I wouldn’t like to live in it though as I can see NO toys and I’d miss my IPad and colouring pencils too much…”

The Ghost of Piccadilly

Princess Mia

“As everything in my ‘real’ world becomes crazier with each passing day – I really wish that I could shrink and move to Piccadilly Terrace as a perpetual house guest.

AND preferably with chocolate to enjoy, books to read, NO bills to pay OR any dishes to clean and NO laundry to attend to.”

The Ghost of Piccadilly

Tee Bylo

If you ever want to know what life was like in the year 1815 – take a look around inside 13 Piccadilly Terrace and you’ll learn something about the poet Lord Byron too!

A masterpiece in miniature…

The Ghost of Piccadilly

The Professor

And so – you want to come to London – it is a damned place to be sure – but the only place in the world for fun.

Last week  I swam the Thames from Lambeth through the two bridges, Westminster and Blackfrairs.

Lord Byron

I have just taken the Dss of Devonshire’s House from next Sunday the 12th for one Year at 700£ – as Ld B wants Space I hope it will suit him – but after that, I am in rather a fright at what I have done – but all I can say, is. that I have not done it hastily…

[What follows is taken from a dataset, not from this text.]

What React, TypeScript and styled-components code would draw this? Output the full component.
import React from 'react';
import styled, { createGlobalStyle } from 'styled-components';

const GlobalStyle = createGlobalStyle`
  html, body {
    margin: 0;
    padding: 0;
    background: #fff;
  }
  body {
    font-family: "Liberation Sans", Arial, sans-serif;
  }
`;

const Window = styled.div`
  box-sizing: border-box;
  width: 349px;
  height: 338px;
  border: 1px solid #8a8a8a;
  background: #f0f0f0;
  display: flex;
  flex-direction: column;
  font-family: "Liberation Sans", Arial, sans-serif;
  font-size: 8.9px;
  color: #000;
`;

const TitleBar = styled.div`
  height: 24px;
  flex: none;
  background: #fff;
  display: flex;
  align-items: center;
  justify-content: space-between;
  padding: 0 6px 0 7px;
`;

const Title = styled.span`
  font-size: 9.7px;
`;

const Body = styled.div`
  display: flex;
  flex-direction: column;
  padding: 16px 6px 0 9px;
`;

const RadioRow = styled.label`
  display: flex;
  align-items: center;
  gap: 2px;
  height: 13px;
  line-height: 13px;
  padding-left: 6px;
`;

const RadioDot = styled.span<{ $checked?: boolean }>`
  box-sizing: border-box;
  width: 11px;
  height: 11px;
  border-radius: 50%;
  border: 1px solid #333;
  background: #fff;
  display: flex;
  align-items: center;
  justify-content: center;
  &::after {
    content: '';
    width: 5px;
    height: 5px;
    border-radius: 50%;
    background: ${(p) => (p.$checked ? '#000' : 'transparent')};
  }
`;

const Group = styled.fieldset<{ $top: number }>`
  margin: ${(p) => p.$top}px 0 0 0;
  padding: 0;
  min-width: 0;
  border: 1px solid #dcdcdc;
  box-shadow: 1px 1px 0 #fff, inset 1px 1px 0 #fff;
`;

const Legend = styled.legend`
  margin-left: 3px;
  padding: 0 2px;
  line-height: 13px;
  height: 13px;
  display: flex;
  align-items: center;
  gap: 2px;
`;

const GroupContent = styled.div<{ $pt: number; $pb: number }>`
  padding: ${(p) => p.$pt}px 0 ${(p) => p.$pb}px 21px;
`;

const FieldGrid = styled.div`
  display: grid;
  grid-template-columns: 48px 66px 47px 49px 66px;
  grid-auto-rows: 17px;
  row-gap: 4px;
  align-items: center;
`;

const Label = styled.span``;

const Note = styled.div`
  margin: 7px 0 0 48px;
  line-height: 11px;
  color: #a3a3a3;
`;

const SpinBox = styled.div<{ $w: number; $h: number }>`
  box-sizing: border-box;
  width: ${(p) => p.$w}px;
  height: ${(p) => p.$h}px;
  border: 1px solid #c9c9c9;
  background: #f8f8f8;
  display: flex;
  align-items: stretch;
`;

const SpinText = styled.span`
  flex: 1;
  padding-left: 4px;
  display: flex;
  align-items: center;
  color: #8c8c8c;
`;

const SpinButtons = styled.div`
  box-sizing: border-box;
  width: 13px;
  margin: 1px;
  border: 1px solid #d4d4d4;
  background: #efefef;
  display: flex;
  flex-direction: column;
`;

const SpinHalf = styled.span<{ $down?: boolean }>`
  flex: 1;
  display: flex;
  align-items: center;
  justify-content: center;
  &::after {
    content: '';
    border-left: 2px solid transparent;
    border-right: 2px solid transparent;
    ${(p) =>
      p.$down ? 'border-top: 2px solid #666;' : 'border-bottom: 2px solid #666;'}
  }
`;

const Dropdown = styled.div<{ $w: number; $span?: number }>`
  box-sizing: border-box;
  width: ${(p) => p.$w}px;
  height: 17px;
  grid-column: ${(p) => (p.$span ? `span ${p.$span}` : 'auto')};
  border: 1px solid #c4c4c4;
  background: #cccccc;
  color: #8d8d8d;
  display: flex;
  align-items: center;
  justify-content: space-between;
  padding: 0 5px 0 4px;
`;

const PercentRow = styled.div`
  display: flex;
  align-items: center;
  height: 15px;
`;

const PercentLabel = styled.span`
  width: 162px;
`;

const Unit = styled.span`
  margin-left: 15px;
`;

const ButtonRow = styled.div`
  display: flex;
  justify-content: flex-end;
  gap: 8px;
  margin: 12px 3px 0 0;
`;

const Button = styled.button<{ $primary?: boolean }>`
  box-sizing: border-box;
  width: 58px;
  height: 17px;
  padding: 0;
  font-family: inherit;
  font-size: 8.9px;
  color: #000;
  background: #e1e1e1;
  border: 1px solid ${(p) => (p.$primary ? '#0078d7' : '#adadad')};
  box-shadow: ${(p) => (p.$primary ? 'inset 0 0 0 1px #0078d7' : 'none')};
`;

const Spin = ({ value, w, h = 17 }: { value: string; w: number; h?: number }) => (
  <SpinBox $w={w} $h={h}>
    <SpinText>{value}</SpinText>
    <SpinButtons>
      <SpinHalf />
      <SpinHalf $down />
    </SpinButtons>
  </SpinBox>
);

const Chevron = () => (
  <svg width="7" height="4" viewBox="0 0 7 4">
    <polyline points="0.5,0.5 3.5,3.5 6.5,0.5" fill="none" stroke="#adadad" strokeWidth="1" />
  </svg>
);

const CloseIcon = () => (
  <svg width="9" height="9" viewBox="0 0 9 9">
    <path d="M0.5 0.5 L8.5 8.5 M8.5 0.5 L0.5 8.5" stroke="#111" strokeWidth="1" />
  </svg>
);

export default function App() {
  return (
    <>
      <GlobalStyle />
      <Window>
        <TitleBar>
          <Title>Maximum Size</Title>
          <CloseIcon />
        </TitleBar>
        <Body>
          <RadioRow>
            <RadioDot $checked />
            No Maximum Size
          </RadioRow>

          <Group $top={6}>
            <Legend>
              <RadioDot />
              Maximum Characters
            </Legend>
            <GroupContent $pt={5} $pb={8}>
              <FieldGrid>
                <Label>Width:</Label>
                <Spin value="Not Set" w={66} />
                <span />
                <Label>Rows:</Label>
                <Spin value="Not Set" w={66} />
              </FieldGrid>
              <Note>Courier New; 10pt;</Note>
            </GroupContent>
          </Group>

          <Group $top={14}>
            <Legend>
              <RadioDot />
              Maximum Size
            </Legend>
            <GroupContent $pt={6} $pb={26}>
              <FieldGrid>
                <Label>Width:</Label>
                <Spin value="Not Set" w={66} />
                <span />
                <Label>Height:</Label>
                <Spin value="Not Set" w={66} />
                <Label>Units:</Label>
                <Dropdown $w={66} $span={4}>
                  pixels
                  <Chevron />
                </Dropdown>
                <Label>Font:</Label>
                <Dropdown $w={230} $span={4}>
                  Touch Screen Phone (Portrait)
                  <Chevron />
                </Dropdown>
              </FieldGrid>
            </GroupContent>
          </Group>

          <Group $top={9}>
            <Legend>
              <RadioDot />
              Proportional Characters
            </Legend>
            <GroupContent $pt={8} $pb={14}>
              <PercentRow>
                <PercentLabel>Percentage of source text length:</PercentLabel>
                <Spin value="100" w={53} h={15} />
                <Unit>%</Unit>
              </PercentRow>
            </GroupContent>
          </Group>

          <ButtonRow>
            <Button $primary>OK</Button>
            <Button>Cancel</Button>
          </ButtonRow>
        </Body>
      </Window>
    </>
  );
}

for at first I would not take it – & have this morning been with all ye great House brokers – & on seeing what they ask for very indifferent Houses & how few are to be let furnish’d I went back to this, & concluded the bargain…

Lady Melbourne

All the miserable Cottages you remember are removed, and the road turned, and the Green before the House will be made quite level & the Garden go quite down the dead you may recollect was in front of the House, with a small brook in the Botton.

We mean to plant Poplars, Limes and Firs to conceal the Court Yard in front and all together it will really be a pretty Spot.

Lady Noel

“When Lady Caroline Lamb described Byron as ‘mad, bad and dangerous to know’ it summed up his flamboyant reputation as one of the leading figures in the Romantic Movement. Today he might be described as a ‘Player’.

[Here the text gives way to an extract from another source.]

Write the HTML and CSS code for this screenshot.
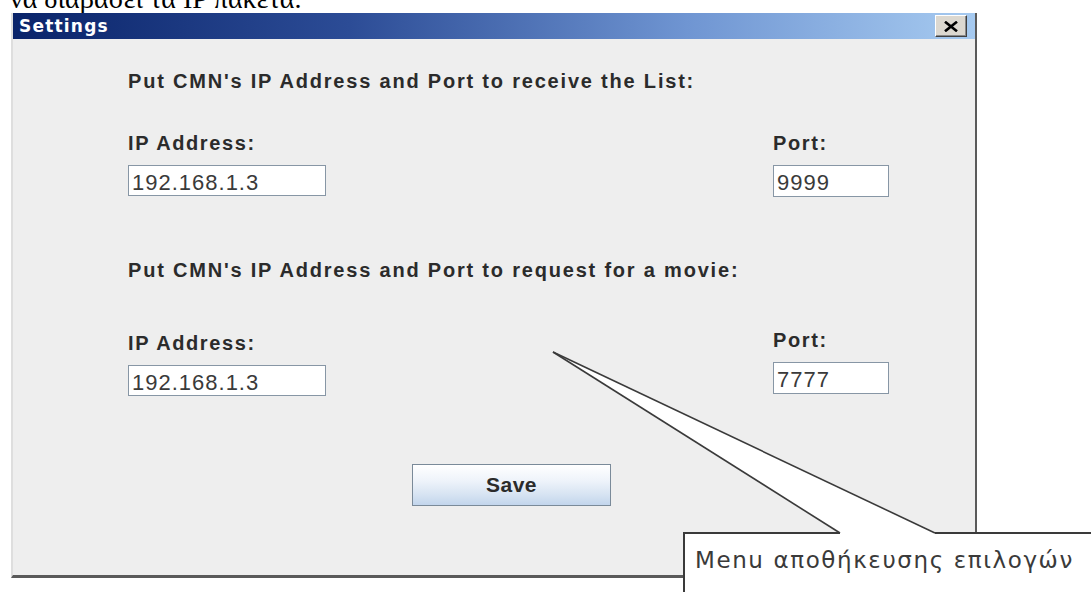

What would he have made of **** making his London home the subject of her attentions I wonder?”

The Ghost of Piccadilly

Chrissie B

So you are settled in Albany, where most of my happiest days were pass’d – whilst I lived in that House, no Misfortune reach’d me, & I should not have disliked to be an appendage to ye Lease to live in it again – every despairing and distressing event of my Life has happened since I lived at Whitehall.

I never was much in the Apartments you have taken, but the furniture which used to be in your Sitting room would have now been pleasant & useful to you, opposite to the fire hung the view of Constantinople which you see here, & over the Chimney a painting of Joseph turning in disgust from Potiphar’s Wife…

Lady Melbourne

Just come from Newstead… I entered the Hall – and saw the dog; then walked on into the dining room… he was wont to excercise there.

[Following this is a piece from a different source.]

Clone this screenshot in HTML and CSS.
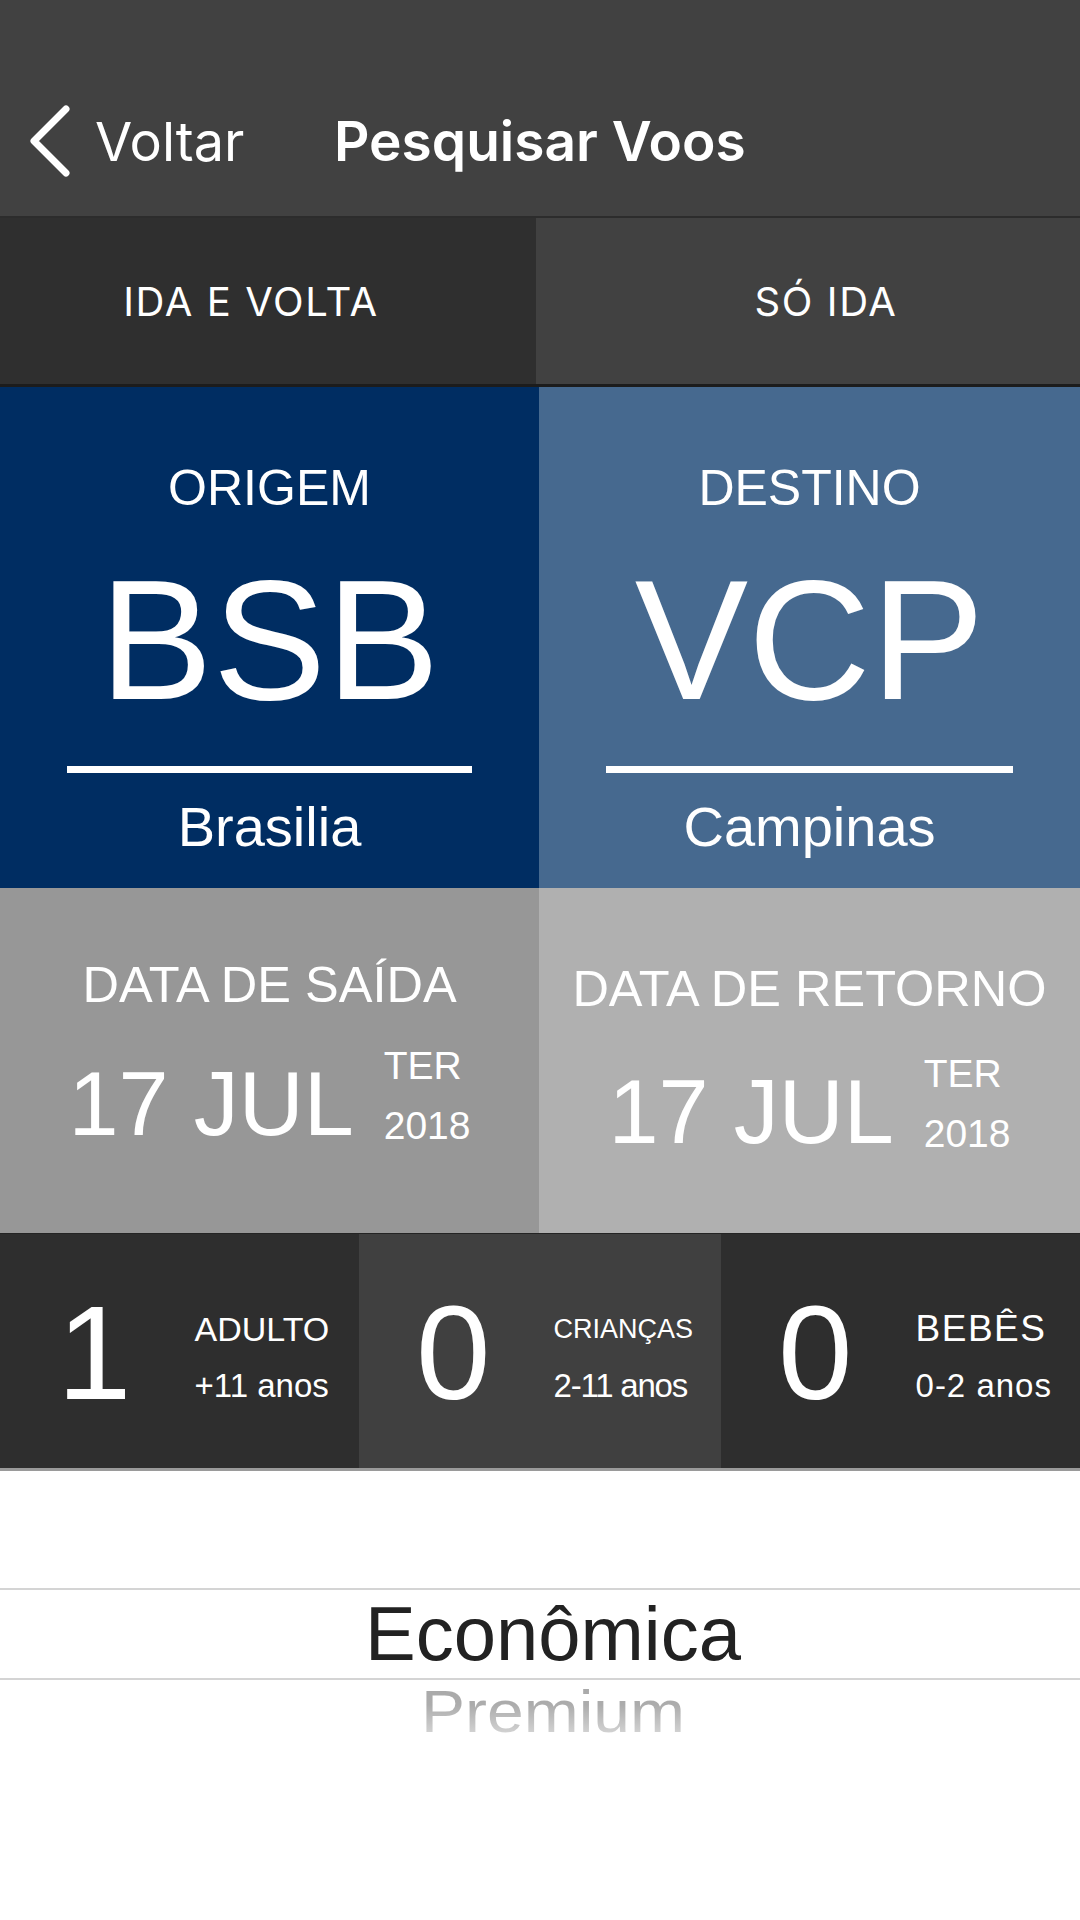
FILE: index.html
```html
<!DOCTYPE html>
<html lang="pt-BR">
<head>
<meta charset="utf-8">
<title>Pesquisar Voos</title>
<link rel="stylesheet" href="styles.css">
</head>
<body>
<div class="screen">
  <header class="navbar">
    <div class="nav-row">
      <a class="back">
        <svg class="back-icon" viewBox="0 0 50 80" width="50" height="80" aria-hidden="true">
          <path d="M42 8 L10 40 L42 72" fill="none" stroke="#ffffff" stroke-width="7" stroke-linecap="round" stroke-linejoin="round"/>
        </svg>
        <span>Voltar</span>
      </a>
      <h1 class="title">Pesquisar Voos</h1>
    </div>
  </header>

  <div class="tabs">
    <div class="tab tab-active">IDA E VOLTA</div>
    <div class="tab tab-other">SÓ IDA</div>
  </div>

  <div class="places">
    <div class="place place-origin">
      <div class="place-label">ORIGEM</div>
      <div class="place-code">BSB</div>
      <div class="place-rule"></div>
      <div class="place-city">Brasilia</div>
    </div>
    <div class="place place-dest">
      <div class="place-label">DESTINO</div>
      <div class="place-code">VCP</div>
      <div class="place-rule"></div>
      <div class="place-city">Campinas</div>
    </div>
  </div>

  <div class="dates">
    <div class="date date-out">
      <div class="date-label">DATA DE SAÍDA</div>
      <div class="date-row">
        <div class="date-main">17 JUL</div>
        <div class="date-side"><div>TER</div><div>2018</div></div>
      </div>
    </div>
    <div class="date date-back">
      <div class="date-label">DATA DE RETORNO</div>
      <div class="date-row date-row-back">
        <div class="date-main">17 JUL</div>
        <div class="date-side"><div>TER</div><div>2018</div></div>
      </div>
    </div>
  </div>

  <div class="pax">
    <div class="pax-col pax-adult">
      <div class="pax-num">1</div>
      <div class="pax-info">
        <div class="pax-type">ADULTO</div>
        <div class="pax-age">+11 anos</div>
      </div>
    </div>
    <div class="pax-col pax-child">
      <div class="pax-num">0</div>
      <div class="pax-info">
        <div class="pax-type pax-type-sm">CRIANÇAS</div>
        <div class="pax-age pax-age-tight">2-11 anos</div>
      </div>
    </div>
    <div class="pax-col pax-baby">
      <div class="pax-num">0</div>
      <div class="pax-info">
        <div class="pax-type pax-type-wide">BEBÊS</div>
        <div class="pax-age pax-age-wide">0-2 anos</div>
      </div>
    </div>
  </div>

  <div class="picker">
    <div class="picker-selected">Econômica</div>
    <div class="picker-next"><span class="picker-next-text">Premium</span></div>
  </div>
</div>
</body>
</html>
```

FILE: styles.css
```css
* {
  box-sizing: border-box;
  margin: 0;
  padding: 0;
}

html, body {
  width: 1080px;
  height: 1920px;
  overflow: hidden;
  background: #ffffff;
}

body {
  font-family: "Liberation Sans", Arial, sans-serif;
  color: #ffffff;
}

.screen {
  width: 1080px;
  height: 1920px;
  display: flex;
  flex-direction: column;
}

/* Navigation bar */
.navbar {
  height: 218px;
  flex: none;
  background: #414141;
  border-bottom: 2px solid #2c2c2c;
  padding-top: 66px;
  font-family: Inter, "Liberation Sans", sans-serif;
}

.nav-row {
  height: 150px;
  display: flex;
  align-items: center;
  padding-left: 24px;
}

.back {
  display: flex;
  align-items: center;
  gap: 21px;
  width: 310px;
  font-size: 54px;
  font-weight: 400;
  color: #ffffff;
}

.back-icon {
  display: block;
  width: 50px;
  height: 80px;
}

.title {
  font-size: 55px;
  font-weight: 600;
}

/* Trip type tabs */
.tabs {
  display: flex;
  height: 169px;
  flex: none;
  border-bottom: 3px solid #1c1c1c;
  font-family: Inter, "Liberation Sans", sans-serif;
  font-size: 40px;
  letter-spacing: 1.6px;
}

.tab {
  display: flex;
  align-items: center;
  justify-content: center;
}

.tab-active {
  width: 536px;
  background: #2f2f2f;
  padding-right: 34px;
}

.tab-other {
  flex: 1;
  background: #414141;
  padding-left: 36px;
}

/* Origin / destination */
.places {
  display: flex;
  height: 501px;
  flex: none;
}

.place {
  display: flex;
  flex-direction: column;
  align-items: center;
  padding: 76px 67px 0;
}

.place-origin {
  width: 539px;
  background: #002d62;
}

.place-dest {
  flex: 1;
  background: #46698f;
}

.place-label {
  font-size: 50px;
  line-height: 1;
}

.place-code {
  font-size: 170px;
  line-height: 1;
  margin-top: 42px;
}

.place-rule {
  align-self: stretch;
  height: 7px;
  background: #ffffff;
  margin-top: 41px;
}

.place-city {
  font-size: 56px;
  line-height: 1;
  margin-top: 26px;
}

/* Dates */
.dates {
  display: flex;
  height: 345px;
  flex: none;
}

.date {
  display: flex;
  flex-direction: column;
  align-items: center;
  padding-top: 72px;
}

.date-out {
  width: 539px;
  background: #979797;
}

.date-back {
  flex: 1;
  background: #b0b0b0;
  padding-top: 76px;
}

.date-label {
  font-size: 50.5px;
  line-height: 1;
}

.date-row {
  display: flex;
  align-items: flex-start;
  gap: 30px;
  margin-top: 35px;
}

.date-row-back {
  margin-top: 39px;
}

.date-main {
  font-size: 90px;
  line-height: 1;
  margin-top: 13px;
}

.date-side {
  display: flex;
  flex-direction: column;
  gap: 21px;
  font-size: 39px;
  line-height: 1;
}

/* Passengers */
.pax {
  display: flex;
  height: 238px;
  flex: none;
  border-top: 1px solid #242424;
  border-bottom: 3px solid #9a9a9a;
}

.pax-col {
  display: flex;
  align-items: flex-start;
  padding: 52px 0 0 57px;
}

.pax-adult {
  width: 359px;
  background: #2e2e2e;
}

.pax-child {
  width: 362px;
  background: #404040;
}

.pax-baby {
  flex: 1;
  background: #2e2e2e;
}

.pax-num {
  font-size: 134px;
  line-height: 1;
}

.pax-info {
  margin-left: 63px;
  margin-top: 26px;
}

.pax-type {
  font-size: 34px;
  line-height: 34px;
}

.pax-type-sm {
  font-size: 27px;
}

.pax-type-wide {
  font-size: 37px;
  letter-spacing: 1.5px;
}

.pax-age {
  font-size: 33px;
  line-height: 1;
  margin-top: 23px;
}

.pax-age-tight {
  letter-spacing: -1.2px;
}

.pax-age-wide {
  letter-spacing: 1px;
}

/* Cabin picker */
.picker {
  flex: 1;
  padding-top: 117px;
  background: #ffffff;
}

.picker-selected {
  height: 92px;
  border-top: 2px solid #d4d4d4;
  border-bottom: 2px solid #d4d4d4;
  padding-left: 26px;
  font-size: 76px;
  line-height: 88px;
  text-align: center;
  color: #222222;
}

.picker-next {
  padding-left: 26px;
  margin-top: 2px;
  text-align: center;
  font-size: 66px;
  line-height: 1;
  transform: scaleY(0.9);
  transform-origin: top center;
}

.picker-next-text {
  background: linear-gradient(180deg, #a8a8a8 0%, #acacac 40%, #e2e2e2 100%);
  -webkit-background-clip: text;
  background-clip: text;
  color: transparent;
}
```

His fencing sword and singlesticks… the apartments were in every respect the same… he might have walked in… the parapets and steps where he sat… the leads where he walked… his room where I was rooted having involuntarily returned…

Lady Byron

When my rooms are finished I shall be happy to see you… I am furnishing the house more for you than myself, and I shall establish you in it before I sail…

I am now fitting up the green drawing room, the red (as a bedroom) and the rooms over as sleeping rooms, they will soon be completed, at least I hope so…

Lord Byron

​”It’s a nice enough house and big enough for this feline to get lost in as I have to protect my paws when Lord Byron’s bad-tempered hound is on the prowl.

BUT it is a rather chilly house as there is NO central heating AND sooty whiskers is NEVER a good look!”

The Ghost of Piccadilly


“Walked early to look at my old house in Piccadilly – saw into the room where I have sat with him, and felt as if I had lived there with a friend who was long since dead to me.

No sense of past agony – all mournfully soft.”